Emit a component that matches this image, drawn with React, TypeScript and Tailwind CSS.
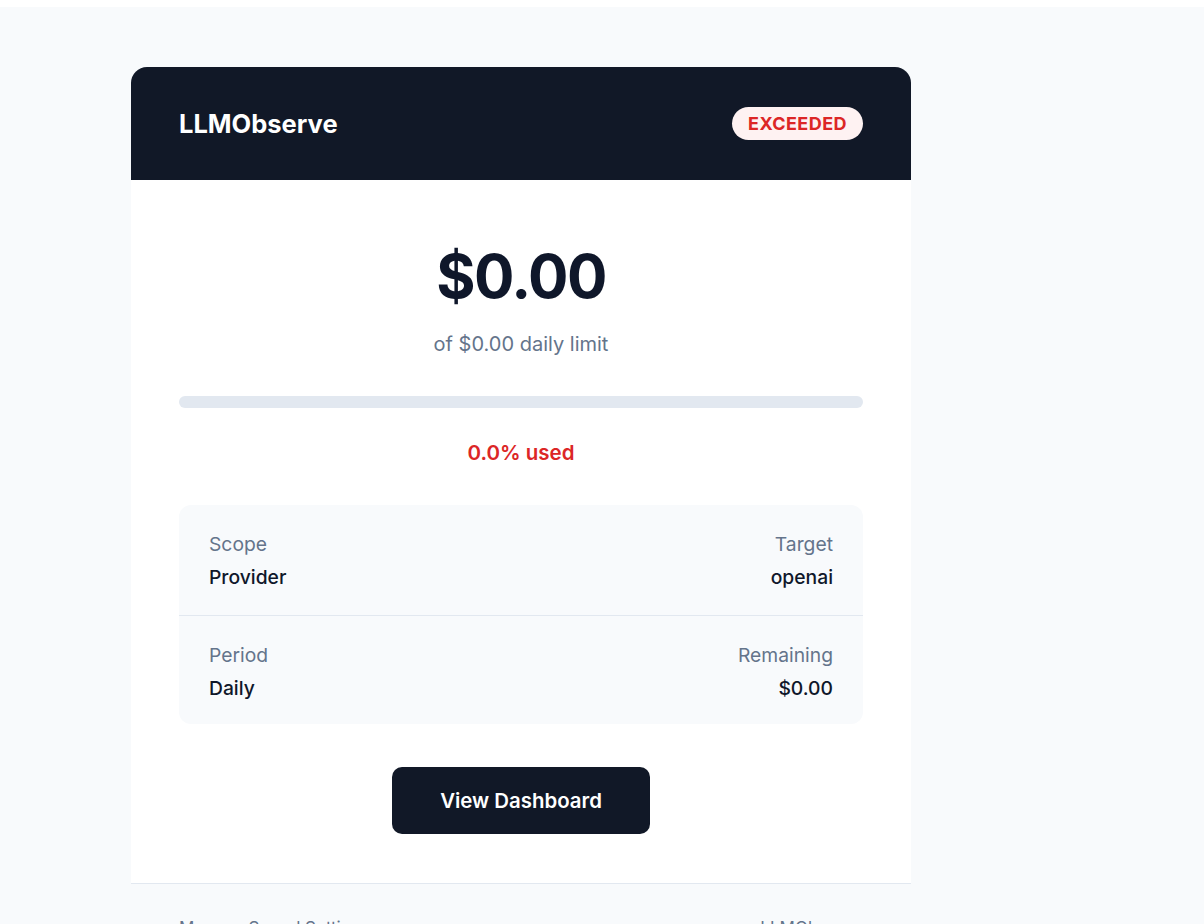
import React from "react";

export default function App() {
  return (
    <div className="min-h-[924px] bg-[#f8fafc]" style={{ fontFamily: "Inter, 'Noto Sans', sans-serif" }}>
      <div className="h-[7px] bg-white" />
      <div className="pt-[60px] pl-[131px]">
        <div className="w-[780px] rounded-t-2xl overflow-hidden">
          <div className="h-[113px] bg-[#111827] px-12 flex items-center justify-between">
            <div className="text-white text-[25.5px] leading-8 font-bold">LLMObserve</div>
            <div className="rounded-full bg-[#fef2f2] text-[#dc2626] text-[18px] leading-[25px] font-bold tracking-wide px-4 py-1">
              EXCEEDED
            </div>
          </div>
          <div className="bg-white px-12 pt-[66px] pb-[49px] flex flex-col items-center">
            <div className="text-6xl leading-none font-bold tracking-tight text-[#0f172a]">$0.00</div>
            <div className="mt-6 text-[20px] leading-7 text-[#64748b]">of $0.00 daily limit</div>
            <div className="mt-[38px] h-3 w-full rounded-full bg-[#e2e8f0]" />
            <div className="mt-[31px] text-[20.5px] leading-7 font-semibold text-[#dc2626]">0.0% used</div>
            <div className="mt-[38px] w-full rounded-xl bg-[#f8fafc]">
              <div className="px-[30px] pt-[25px] pb-6 flex justify-between border-b border-[#e2e8f0]">
                <div>
                  <div className="text-[19.3px] leading-7 text-[#64748b]">Scope</div>
                  <div className="mt-[5px] text-[19.3px] leading-7 font-medium text-[#0f172a]">Provider</div>
                </div>
                <div className="text-right">
                  <div className="text-[19.3px] leading-7 text-[#64748b]">Target</div>
                  <div className="mt-[5px] text-[19.3px] leading-7 font-medium text-[#0f172a]">openai</div>
                </div>
              </div>
              <div className="px-[30px] pt-[25px] pb-[22px] flex justify-between">
                <div>
                  <div className="text-[19.3px] leading-7 text-[#64748b]">Period</div>
                  <div className="mt-[5px] text-[19.3px] leading-7 font-medium text-[#0f172a]">Daily</div>
                </div>
                <div className="text-right">
                  <div className="text-[19.3px] leading-7 text-[#64748b]">Remaining</div>
                  <div className="mt-[5px] text-[19.3px] leading-7 font-medium text-[#0f172a]">$0.00</div>
                </div>
              </div>
            </div>
            <button className="mt-[43px] h-[67px] w-[258px] rounded-[10px] bg-[#111827] text-white text-[20.4px] font-semibold flex items-center justify-center pt-px">
              View Dashboard
            </button>
          </div>
          <div className="border-t border-[#e2e8f0] bg-[#f8fafc] px-12 pt-[32px] pb-8 flex justify-between text-[17px] leading-6 text-[#64748b]">
            <span>Manage Spend Settings</span>
            <span>LLMObserve</span>
          </div>
        </div>
      </div>
    </div>
  );
}
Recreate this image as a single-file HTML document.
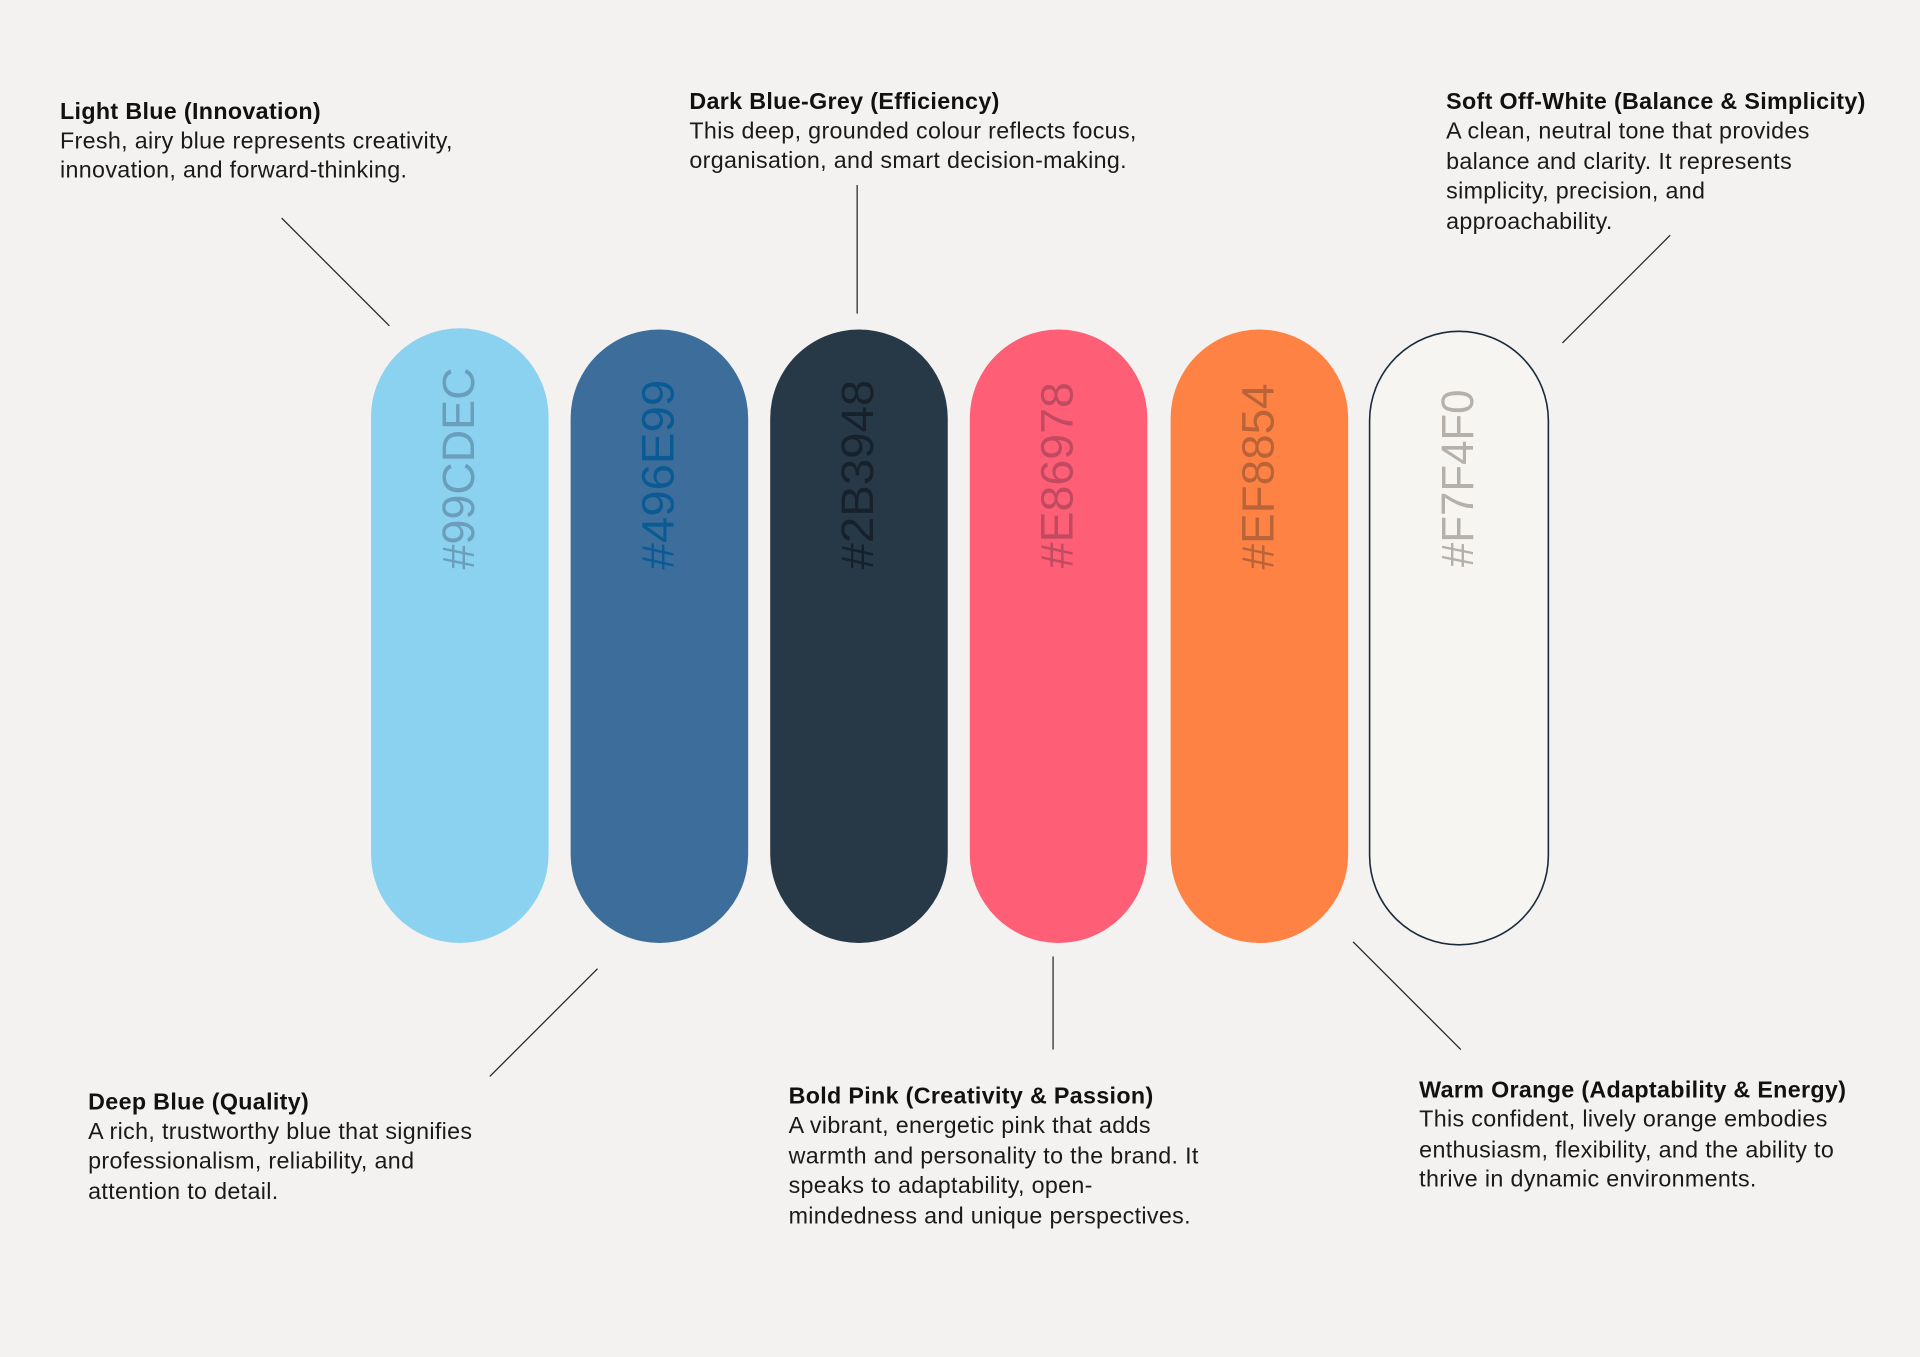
<!DOCTYPE html>
<html><head><meta charset="utf-8"><style>
html,body{margin:0;padding:0;background:#f3f2f0;}
svg{display:block}
.t{font-family:"Liberation Sans",sans-serif;font-size:19px;letter-spacing:0.28px;fill:#1a1a1a}
.b{font-weight:bold;fill:#111}
.h{font-family:"Liberation Sans",sans-serif;font-size:37px}
</style></head><body>
<svg width="1920" height="1357" viewBox="0 0 1568 1108" xmlns="http://www.w3.org/2000/svg">
<rect width="1568" height="1108" fill="#f3f2f0"/>
<g stroke="#222" stroke-width="1">
<line x1="230" y1="178" x2="318" y2="266"/>
<line x1="700" y1="151" x2="700" y2="256"/>
<line x1="1364" y1="192" x2="1276" y2="280"/>
<line x1="488" y1="791" x2="400" y2="879"/>
<line x1="860" y1="781" x2="860" y2="857"/>
<line x1="1105" y1="769" x2="1193" y2="857"/>
</g>
<rect x="303" y="268" width="145" height="502" rx="72.5" fill="#8bd1f0"/>
<rect x="466" y="269" width="145" height="501" rx="72.5" fill="#3d6e9b"/>
<rect x="629" y="269" width="145" height="501" rx="72.5" fill="#273947"/>
<rect x="792" y="269" width="145" height="501" rx="72.5" fill="#fe5e76"/>
<rect x="956" y="269" width="145" height="501" rx="72.5" fill="#ff8245"/>
<rect x="1118.5" y="270.5" width="146" height="501" rx="73" fill="#f7f5f1" stroke="#1b2a3a" stroke-width="1.3"/>
<text class="h" fill="#6a9ebb" transform="translate(387,465) rotate(-90)" textLength="165" lengthAdjust="spacingAndGlyphs">#99CDEC</text>
<text class="h" fill="#0a5a94" transform="translate(550,465) rotate(-90)" textLength="155" lengthAdjust="spacingAndGlyphs">#496E99</text>
<text class="h" fill="#16212c" transform="translate(713,465) rotate(-90)" textLength="155" lengthAdjust="spacingAndGlyphs">#2B3948</text>
<text class="h" fill="#c04a60" transform="translate(876,464) rotate(-90)" textLength="152" lengthAdjust="spacingAndGlyphs">#E86978</text>
<text class="h" fill="#b86338" transform="translate(1040,465) rotate(-90)" textLength="152" lengthAdjust="spacingAndGlyphs">#EF8854</text>
<text class="h" fill="#b5b0aa" transform="translate(1203,463) rotate(-90)" textLength="145" lengthAdjust="spacingAndGlyphs">#F7F4F0</text>

<text class="t b" x="49" y="97">Light Blue (Innovation)</text>
<text class="t" x="49" y="121">Fresh, airy blue represents creativity,</text>
<text class="t" x="49" y="145">innovation, and forward-thinking.</text>

<text class="t b" x="563" y="89">Dark Blue-Grey (Efficiency)</text>
<text class="t" x="563" y="113">This deep, grounded colour reflects focus,</text>
<text class="t" x="563" y="137">organisation, and smart decision-making.</text>

<text class="t b" x="1181" y="89">Soft Off-White (Balance &amp; Simplicity)</text>
<text class="t" x="1181" y="113">A clean, neutral tone that provides</text>
<text class="t" x="1181" y="138">balance and clarity. It represents</text>
<text class="t" x="1181" y="162">simplicity, precision, and</text>
<text class="t" x="1181" y="187">approachability.</text>

<text class="t b" x="72" y="906">Deep Blue (Quality)</text>
<text class="t" x="72" y="930">A rich, trustworthy blue that signifies</text>
<text class="t" x="72" y="954">professionalism, reliability, and</text>
<text class="t" x="72" y="979">attention to detail.</text>

<text class="t b" x="644" y="901">Bold Pink (Creativity &amp; Passion)</text>
<text class="t" x="644" y="925">A vibrant, energetic pink that adds</text>
<text class="t" x="644" y="950">warmth and personality to the brand. It</text>
<text class="t" x="644" y="974">speaks to adaptability, open-</text>
<text class="t" x="644" y="999">mindedness and unique perspectives.</text>

<text class="t b" x="1159" y="896">Warm Orange (Adaptability &amp; Energy)</text>
<text class="t" x="1159" y="920">This confident, lively orange embodies</text>
<text class="t" x="1159" y="945">enthusiasm, flexibility, and the ability to</text>
<text class="t" x="1159" y="969">thrive in dynamic environments.</text>
</svg>
</body></html>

• • •

> Work to complete: Working from the lines above, reproduce the material exactly and exclude its pictures.

> Final result:
Emit a component that matches this image, drawn with React, TypeScript and Tailwind CSS.
import React from "react";

export default function App() {
  return (
    <div className="min-h-[924px] bg-[#f8fafc]" style={{ fontFamily: "Inter, 'Noto Sans', sans-serif" }}>
      <div className="h-[7px] bg-white" />
      <div className="pt-[60px] pl-[131px]">
        <div className="w-[780px] rounded-t-2xl overflow-hidden">
          <div className="h-[113px] bg-[#111827] px-12 flex items-center justify-between">
            <div className="text-white text-[25.5px] leading-8 font-bold">LLMObserve</div>
            <div className="rounded-full bg-[#fef2f2] text-[#dc2626] text-[18px] leading-[25px] font-bold tracking-wide px-4 py-1">
              EXCEEDED
            </div>
          </div>
          <div className="bg-white px-12 pt-[66px] pb-[49px] flex flex-col items-center">
            <div className="text-6xl leading-none font-bold tracking-tight text-[#0f172a]">$0.00</div>
            <div className="mt-6 text-[20px] leading-7 text-[#64748b]">of $0.00 daily limit</div>
            <div className="mt-[38px] h-3 w-full rounded-full bg-[#e2e8f0]" />
            <div className="mt-[31px] text-[20.5px] leading-7 font-semibold text-[#dc2626]">0.0% used</div>
            <div className="mt-[38px] w-full rounded-xl bg-[#f8fafc]">
              <div className="px-[30px] pt-[25px] pb-6 flex justify-between border-b border-[#e2e8f0]">
                <div>
                  <div className="text-[19.3px] leading-7 text-[#64748b]">Scope</div>
                  <div className="mt-[5px] text-[19.3px] leading-7 font-medium text-[#0f172a]">Provider</div>
                </div>
                <div className="text-right">
                  <div className="text-[19.3px] leading-7 text-[#64748b]">Target</div>
                  <div className="mt-[5px] text-[19.3px] leading-7 font-medium text-[#0f172a]">openai</div>
                </div>
              </div>
              <div className="px-[30px] pt-[25px] pb-[22px] flex justify-between">
                <div>
                  <div className="text-[19.3px] leading-7 text-[#64748b]">Period</div>
                  <div className="mt-[5px] text-[19.3px] leading-7 font-medium text-[#0f172a]">Daily</div>
                </div>
                <div className="text-right">
                  <div className="text-[19.3px] leading-7 text-[#64748b]">Remaining</div>
                  <div className="mt-[5px] text-[19.3px] leading-7 font-medium text-[#0f172a]">$0.00</div>
                </div>
              </div>
            </div>
            <button className="mt-[43px] h-[67px] w-[258px] rounded-[10px] bg-[#111827] text-white text-[20.4px] font-semibold flex items-center justify-center pt-px">
              View Dashboard
            </button>
          </div>
          <div className="border-t border-[#e2e8f0] bg-[#f8fafc] px-12 pt-[32px] pb-8 flex justify-between text-[17px] leading-6 text-[#64748b]">
            <span>Manage Spend Settings</span>
            <span>LLMObserve</span>
          </div>
        </div>
      </div>
    </div>
  );
}
Recreate this image as a single-file HTML document.
<!DOCTYPE html>
<html><head><meta charset="utf-8"><style>
html,body{margin:0;padding:0;background:#f3f2f0;}
svg{display:block}
.t{font-family:"Liberation Sans",sans-serif;font-size:19px;letter-spacing:0.28px;fill:#1a1a1a}
.b{font-weight:bold;fill:#111}
.h{font-family:"Liberation Sans",sans-serif;font-size:37px}
</style></head><body>
<svg width="1920" height="1357" viewBox="0 0 1568 1108" xmlns="http://www.w3.org/2000/svg">
<rect width="1568" height="1108" fill="#f3f2f0"/>
<g stroke="#222" stroke-width="1">
<line x1="230" y1="178" x2="318" y2="266"/>
<line x1="700" y1="151" x2="700" y2="256"/>
<line x1="1364" y1="192" x2="1276" y2="280"/>
<line x1="488" y1="791" x2="400" y2="879"/>
<line x1="860" y1="781" x2="860" y2="857"/>
<line x1="1105" y1="769" x2="1193" y2="857"/>
</g>
<rect x="303" y="268" width="145" height="502" rx="72.5" fill="#8bd1f0"/>
<rect x="466" y="269" width="145" height="501" rx="72.5" fill="#3d6e9b"/>
<rect x="629" y="269" width="145" height="501" rx="72.5" fill="#273947"/>
<rect x="792" y="269" width="145" height="501" rx="72.5" fill="#fe5e76"/>
<rect x="956" y="269" width="145" height="501" rx="72.5" fill="#ff8245"/>
<rect x="1118.5" y="270.5" width="146" height="501" rx="73" fill="#f7f5f1" stroke="#1b2a3a" stroke-width="1.3"/>
<text class="h" fill="#6a9ebb" transform="translate(387,465) rotate(-90)" textLength="165" lengthAdjust="spacingAndGlyphs">#99CDEC</text>
<text class="h" fill="#0a5a94" transform="translate(550,465) rotate(-90)" textLength="155" lengthAdjust="spacingAndGlyphs">#496E99</text>
<text class="h" fill="#16212c" transform="translate(713,465) rotate(-90)" textLength="155" lengthAdjust="spacingAndGlyphs">#2B3948</text>
<text class="h" fill="#c04a60" transform="translate(876,464) rotate(-90)" textLength="152" lengthAdjust="spacingAndGlyphs">#E86978</text>
<text class="h" fill="#b86338" transform="translate(1040,465) rotate(-90)" textLength="152" lengthAdjust="spacingAndGlyphs">#EF8854</text>
<text class="h" fill="#b5b0aa" transform="translate(1203,463) rotate(-90)" textLength="145" lengthAdjust="spacingAndGlyphs">#F7F4F0</text>

<text class="t b" x="49" y="97">Light Blue (Innovation)</text>
<text class="t" x="49" y="121">Fresh, airy blue represents creativity,</text>
<text class="t" x="49" y="145">innovation, and forward-thinking.</text>

<text class="t b" x="563" y="89">Dark Blue-Grey (Efficiency)</text>
<text class="t" x="563" y="113">This deep, grounded colour reflects focus,</text>
<text class="t" x="563" y="137">organisation, and smart decision-making.</text>

<text class="t b" x="1181" y="89">Soft Off-White (Balance &amp; Simplicity)</text>
<text class="t" x="1181" y="113">A clean, neutral tone that provides</text>
<text class="t" x="1181" y="138">balance and clarity. It represents</text>
<text class="t" x="1181" y="162">simplicity, precision, and</text>
<text class="t" x="1181" y="187">approachability.</text>

<text class="t b" x="72" y="906">Deep Blue (Quality)</text>
<text class="t" x="72" y="930">A rich, trustworthy blue that signifies</text>
<text class="t" x="72" y="954">professionalism, reliability, and</text>
<text class="t" x="72" y="979">attention to detail.</text>

<text class="t b" x="644" y="901">Bold Pink (Creativity &amp; Passion)</text>
<text class="t" x="644" y="925">A vibrant, energetic pink that adds</text>
<text class="t" x="644" y="950">warmth and personality to the brand. It</text>
<text class="t" x="644" y="974">speaks to adaptability, open-</text>
<text class="t" x="644" y="999">mindedness and unique perspectives.</text>

<text class="t b" x="1159" y="896">Warm Orange (Adaptability &amp; Energy)</text>
<text class="t" x="1159" y="920">This confident, lively orange embodies</text>
<text class="t" x="1159" y="945">enthusiasm, flexibility, and the ability to</text>
<text class="t" x="1159" y="969">thrive in dynamic environments.</text>
</svg>
</body></html>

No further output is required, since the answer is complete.